L’espion par qui le scandale est arrivé. Ahmed Boukhari a révélé, au début du mois de juillet dernier, l’implication des hautes autorités marocaines dans l’assassinat de l’opposant Mehdi Ben Barka en 1965. Depuis, il est poursuivi par le Parquet général de Rabat pour une sombre affaire de chèques sans provision remontant à 1992. Arrêté, l’ancien espion n’a même pas droit à l’accès à son propre dossier.

Afrik : Comment se déroule le procès d’Ahmed Boukhari ?

Benabdesslam Abdelalih : Ce procès est injuste et injustifié ! Même son arrestation est illégale. Il a été arrêté dans la rue sans mandat d’arrêt, ni convocation. C’est un acte hors-la-loi. On veut l’intimider et le faire taire. Son avocat n’a pas accès à son dossier !

Afrik : Il est poursuivi pour une affaire de chèques sans provision…

Benabdesslam Abdelalih : C’est une affaire réglée. Ahmed Boukhari a passé un an de prison en 1998 pour cette affaire. La défense ne peut malheureusement pas le prouver car le dossier de l’instruction est entre les mains du procureur et ce dernier en interdit l’accès à la défense ! Le président du tribunal demande des preuves à la défense alors que c’est lui-même qui l’a informée que tous les documents sont entre les mains du procureur. Nous sommes très inquiets pour Ahmed Boukhari.

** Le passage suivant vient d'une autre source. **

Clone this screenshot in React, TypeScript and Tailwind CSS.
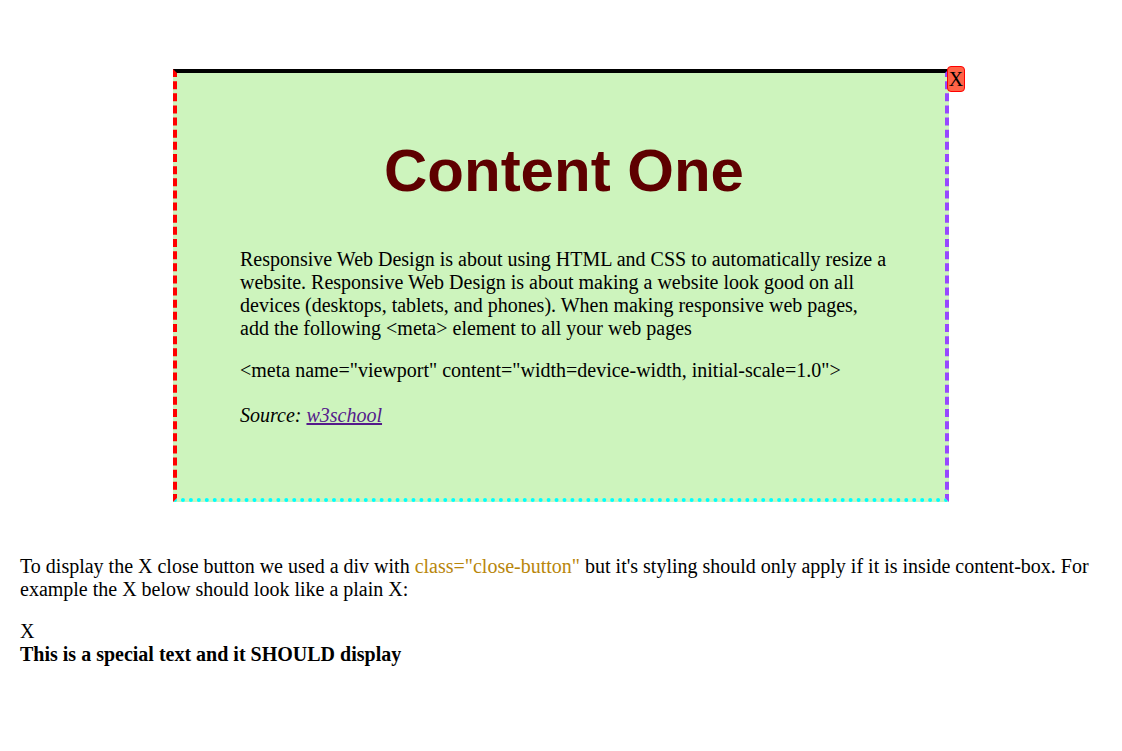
import React from 'react';

const serif = "font-['Liberation_Serif','Times_New_Roman',serif]";

const ContentBox: React.FC = () => {
  return (
    <div
      className="relative mx-auto mt-[68px] h-[433px] w-[776px] bg-[#cdf4bd] border-4
        border-t-black border-l-[#ff0000] border-r-[#9747ff] border-b-[#00ffff]
        [border-top-style:solid] [border-left-style:dashed] [border-right-style:dashed] [border-bottom-style:dotted]"
    >
      <div
        className={`absolute right-[-20px] top-[-7px] flex h-[26px] w-[18px] items-center justify-center
          rounded-[4px] border border-[#ff0000] bg-[#ff6347] text-[20px] leading-[23px] text-black ${serif}`}
      >
        X
      </div>

      <h1 className="pl-[6px] pt-[63px] text-center font-['Liberation_Sans',Arial,sans-serif] text-[60px] font-bold leading-[69px] text-[#5e0000]">
        Content One
      </h1>

      <div className={`ml-[63px] mt-[43px] w-[648px] text-[20px] leading-[23px] text-black ${serif}`}>
        <p>
          Responsive Web Design is about using HTML and CSS to automatically resize a website.
          Responsive Web Design is about making a website look good on all devices (desktops,
          tablets, and phones). When making responsive web pages, add the following &lt;meta&gt;
          element to all your web pages
        </p>
        <p className="mt-[19px]">
          &lt;meta name="viewport" content="width=device-width, initial-scale=1.0"&gt;
        </p>
        <p className="mt-[22px] italic">
          Source: <a href="#" className="text-[#551a8b] underline">w3school</a>
        </p>
      </div>
    </div>
  );
};

const App: React.FC = () => {
  return (
    <div className={`min-h-[751px] bg-white pt-px text-black ${serif}`}>
      <ContentBox />

      <div className="mt-[53px] px-[20px] text-[20px] leading-[23px]">
        <p>
          To display the X close button we used a div with{' '}
          <span className="text-[#b8860b]">class="close-button"</span> but it's styling should
          only apply if it is inside content-box. For example the X below should look like a
          plain X:
        </p>
        <div className="mt-[19px]">X</div>
        <div className="font-bold">This is a special text and it SHOULD display</div>
      </div>
    </div>
  );
};

export default App;
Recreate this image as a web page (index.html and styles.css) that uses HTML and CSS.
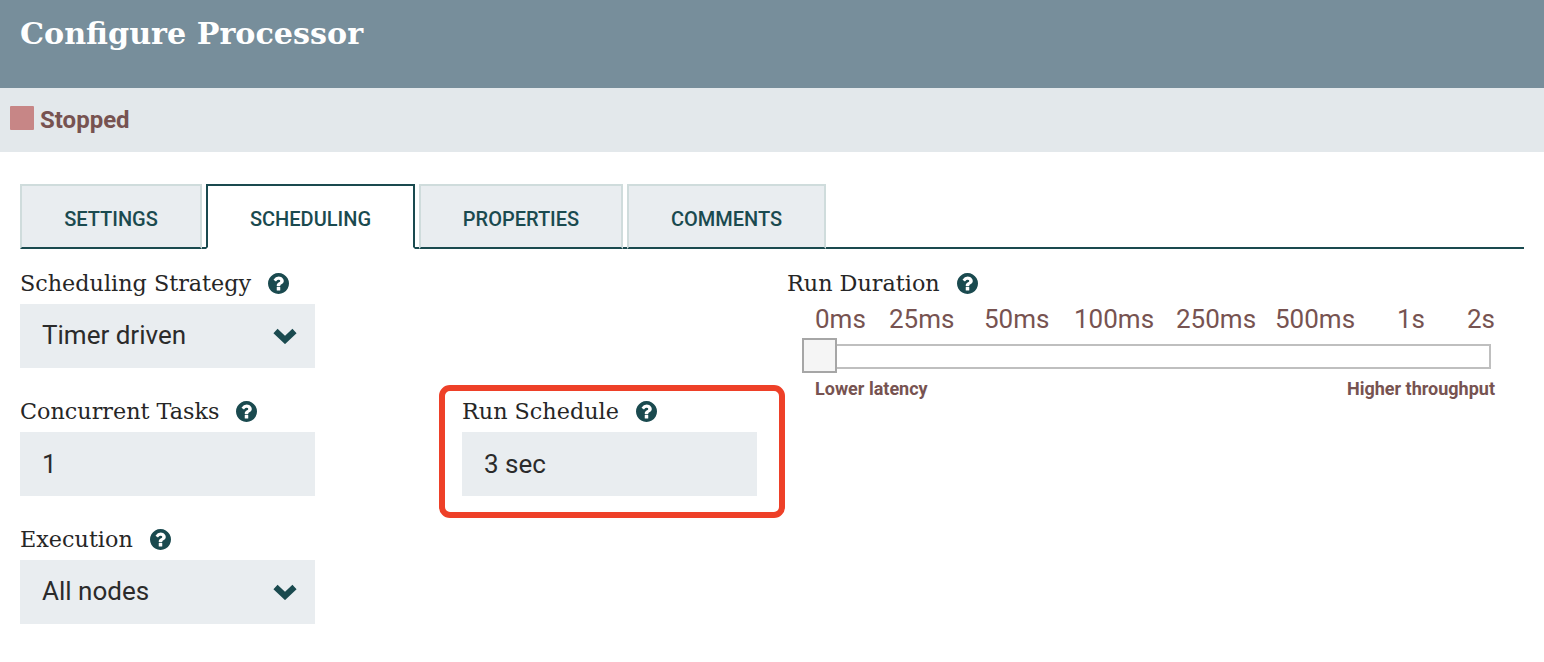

Afrik : Vous sous-entendez que les autorités sont complices de ce procès ?

Benabdesslam Abdelalih : Cette arrestation est liée à l’affaire Ben Barka. Il y a des gens qui ne veulent pas que la vérité éclate…

Afrik : Qui sont ces gens-là ?

Benabdesslam Abdelalih : Tous les tortionnaires et les assassins qui ont tué et fait disparaître les opposants et les militants des droits de l’Homme pendant 40 ans.

Afrik : Mais aujourd’hui, c’est les opposants, et à leur tête Abderahmane Youssoufi qui sont au pouvoir. Pour quelles raisons auront-ils peur de la vérité ?

Benabdesslam Abdelalih : L’USFP (parti du Premier ministre, ndlr) ne contrôle pas les ministères de souveraineté. Le ministère de la Justice et celui de l’intérieur sont hors de ses compétences (ils sont sous l’autorité du Roi, ndlr). L’USFP a même déposé une plainte contre les tortionnaires.

Afrik : Ces  » tortionnaires  » sont-ils encore puissants ?

Benabdesslam Abdelalih : Ecoutez, comble de l’ironie, c’est le chef de la tristement célèbre Brigade spéciale nationale qui s’occupe de l’arrestation et de la disparition des opposants, Youcef Haddour, qui a représenté le Maroc à Genève au sommet sur les droits de l’Homme ! C’est vous dire que ces gens-là occupent encore de très hauts postes.

Afrik : Quelles actions allez-vous entreprendre pour la libération Ahmed Boukhari ?

Benabdesslam Abdelalih : Nous allons continuer notre travail et faire en sorte que les tortionnaires et les assassins de ces 40 dernières années passent devant les tribunaux. Il faut bannir la culture de l’impunité.